Thursday, January 31, 2013

Husband

Dear Shreve,
    Although we have only known each other for less than a year, the times we have shared have meant so much to me. All my life I have been striving to become the ideal "Southern gentleman  that my father never was. It is simple enough to say that has been my only motive in trying so hard at manly perfection, but there is another reason; a more secret reason. All my life I have been over powered by people. My sister with her noble airs always telling me what to do even as we grew older. Her suitors always getting the best of me and making me look like a fool in what was supposed to be a noble act of chivalry towards one's sister. And then even my retarded younger brother has bested me.

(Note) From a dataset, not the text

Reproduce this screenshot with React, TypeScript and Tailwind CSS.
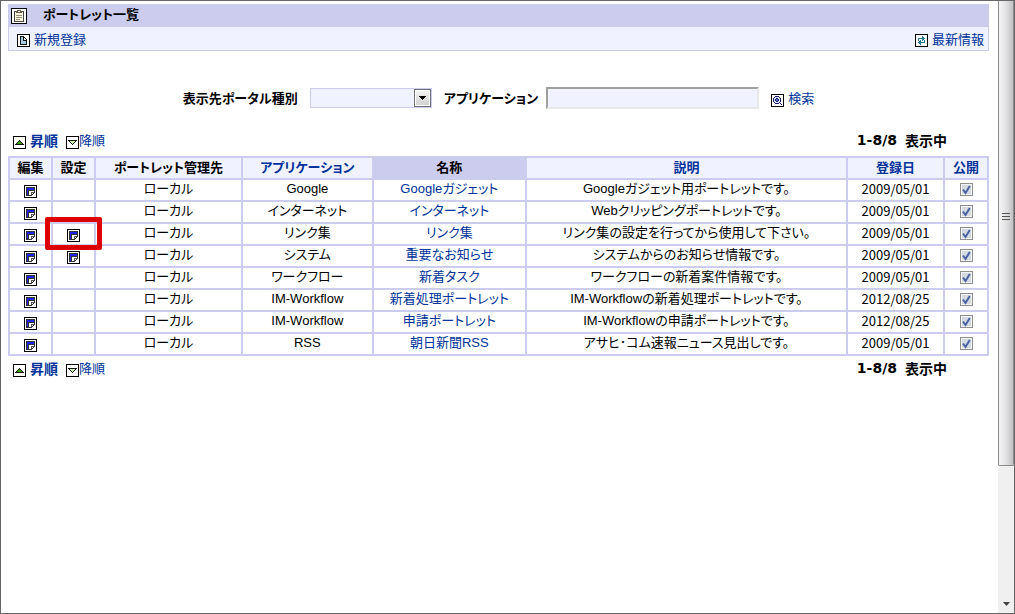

If my assumptions are true then he committed a vile act to which I tried to convince everyone I did in order to show some form of manliness, but no one would believe that I would be "man enough" to do it.
    Coming to Harvard and meeting you brought me great joy, for here was someone who wouldn't judge on pass deeds. Here was someone who I could start fresh with. At school I could focus on the outwardly appearance of what made a man a gentleman. While it was different than what I had been shown as the picture of what made a man a man, it was a start. For a while I thought my new life was working, but alas, time caught up with me. For a while now I have been trying to trick my shadow, but I'm too exhausted. I can't keep running from my past just as I can't keep running from the truth. The truth is that all this time I've been deluding myself. I've been trying to become something I'm not. I'm not a conventional image of a man; in fact I'm the exact opposite. The point of this letter is to convey what I have been trying desperately to overcome and that is my feelings for you. I love you. Ever since I first met you I have admired your cavalier attitude towards societal conventions.
   I will always love you; I'm sorry I was not strong enough to overcome my past and familiar expectations in order for us to be together. I have failed you just like I have failed everybody else, which is why I see no other option. My shadow has overtaken me. It is time for me to leave this world before I mess anything else up.
                                                                                                                                    Sincerely, Husband
Referance page 164: In this section where Shreve is trying to take care of Quentin it just reminded me of an old married couple nagging each other. Also, while Quentin was worried about his clothes (a more feminine reaction) Shreve was getting angered by the nerve of Gerald for beating Quentin up. Could just be a friends reaction... or something else.

2 comments:

  1. Ever the knight, ever the fool. I like the 'husband ' pull, Kelsey.